Explore the practical applications and best practices of the Bridge Pattern in software design, with case studies and examples in JavaScript and TypeScript.

5.3.4 Practical Applications and Best Practices

The Bridge pattern is a structural design pattern that decouples an abstraction from its implementation, allowing the two to vary independently. This pattern is particularly useful when you need to support multiple implementations of an abstraction without binding them tightly together. In this section, we will explore practical applications of the Bridge pattern, examine best practices, and provide real-world examples that illustrate its effectiveness in modern software development.

Case Study: Multi-Platform User Interfaces

One of the most compelling use cases for the Bridge pattern is in developing applications that support multiple user interfaces, such as web and mobile platforms. Consider an application that needs to render content differently on a web browser and a mobile app. The abstraction in this scenario could be a Renderer interface, which defines methods like renderText() and renderImage().

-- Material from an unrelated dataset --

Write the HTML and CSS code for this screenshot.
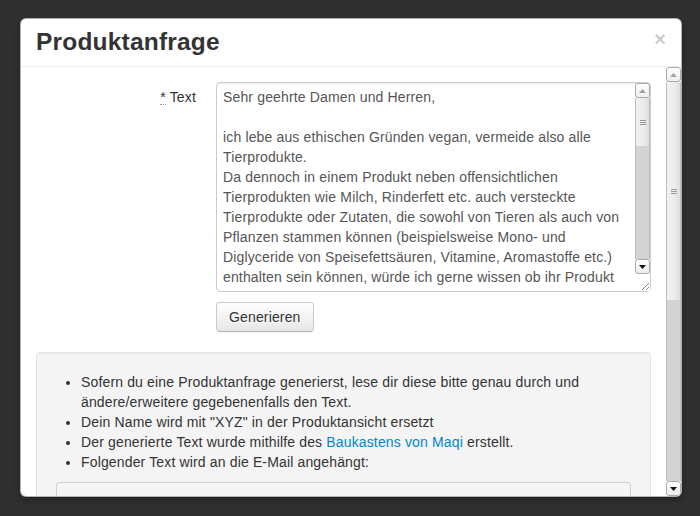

The implementations could be WebRenderer and MobileRenderer, each tailored to its respective platform.

// Abstraction
interface Renderer {
  renderText(text: string): void;
  renderImage(imageUrl: string): void;
}

// Implementation 1
class WebRenderer implements Renderer {
  renderText(text: string): void {
    console.log(`Rendering text on web: ${text}`);
  }

  renderImage(imageUrl: string): void {
    console.log(`Rendering image on web: ${imageUrl}`);
  }
}

// Implementation 2
class MobileRenderer implements Renderer {
  renderText(text: string): void {
    console.log(`Rendering text on mobile: ${text}`);
  }

  renderImage(imageUrl: string): void {
    console.log(`Rendering image on mobile: ${imageUrl}`);
  }
}

// Client code
class Content {
  constructor(private renderer: Renderer) {}

  displayText(text: string): void {
    this.renderer.renderText(text);
  }

  displayImage(imageUrl: string): void {
    this.renderer.renderImage(imageUrl);
  }
}

// Usage
const webContent = new Content(new WebRenderer());
webContent.displayText("Hello, Web!");

const mobileContent = new Content(new MobileRenderer());
mobileContent.displayText("Hello, Mobile!");

In this example, the Content class can work with any renderer that implements the Renderer interface, allowing the application to support different platforms seamlessly.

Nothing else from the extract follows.